After a slightly stolid start (most definitely the play’s fault) the drama was revealed as funny and smart and sexy and bitingly satirical, with corrupt judges and toadying lawyers among its targets. As one might hope, love conquers all in the end, but not before a complex round of deceptions and misunderstandings. One was left in no doubt that, as theatrical managements knew through to at least the nineteenth century, A New Way to Pay Old Debts can be a most definite crowd-pleaser. Not every play from the series has emerged with such distinction from the process (and Massinger’s comedy is indeed still given on occasions) but this is a great place to make discoveries and to combat what, after this year above all, is being widely called ‘Shakespeare fatigue’.

Nor is it only that immediate sense of having had really quite a lot of the Bard in the past nine months that suggests that Read not Dead is close to the dramatic zeitgeist. The RSC’s new Artistic Director Greg Doran (with whom we made Macbeth, Hamlet and Julius Caesar for the screen) has already spoken of the fundamental importance of understanding Shakespeare ‘in context’ – and it seems likely that in the coming years that company will present more early modern drama that is not by the man himself.

There is now a wonderful range of scholarly engagement with many of these texts – and important new publications are changing our sense of the drama of this time, as with the recent Oxford University Press edition Thomas Middleton: The Collected Works, edited by Gary Taylor and John Lavagnino, and The Cambridge Edition of the Works of Ben Jonson, edited in seven volumes by David Bevington, Martin Butler and Ian Donaldson. And in his welcoming remarks on Sunday Patrick Spottiswoode said that Read not Dead has plans to go ‘on the road’ including scheduled readings in Middle Temple Hall of plays known to have been performed there.

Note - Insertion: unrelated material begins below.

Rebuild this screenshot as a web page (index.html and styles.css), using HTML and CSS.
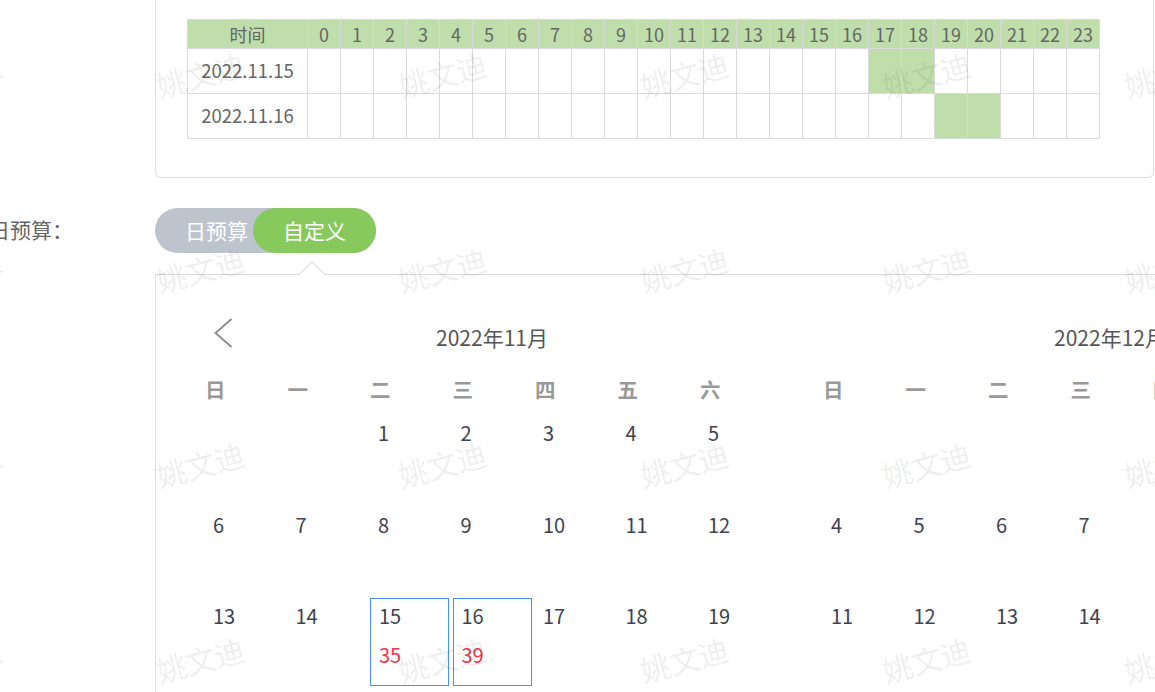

Shakespeare’s Globe is also in the middle of an exciting project to build a second theatre at its site. As their website explains:

The shell of [an indoor Jacobean] theatre already exists to the left of the Globe’s main foyer entrance. Shakespeare wrote for both types of playhouse [that is, for the open-air auditorium and the smaller, closed house] and it was always the intention of Sam Wanamaker to create an indoor Jacobean theatre alongside the outdoor theatre.

Here’s a video which gives a brief introduction to the project:

As for Read not Dead in the immediate future, although details are not yet online, there are two more events before Christmas. On Sunday 4 November, the play is Richard Brome‘s 1640 satire The Court Beggar, and then a month later, on 2 December, the choice is Ben Jonson‘s Cynthia’s Revels, or The Fountain of Self-Love.

Image: courtesy of V&A – detail of hand coloured and etched portrait of Edmund Kean (1789-1833) as Sir Giles Overreach in A New Way to Pay Old Debts, ink and wash on paper, published by William West, London, 19 October 1818, Harry Beard Collection. Museum no. S.2192-2009

Comments

  1. I recently had an idea for making Early Modern Drama more accessible, on audio:

    http://thehamletweblog.blogspot.co.uk/2012/08/audio-early-modern-drama-proposal.html

    But I’m pleased the tide is turning.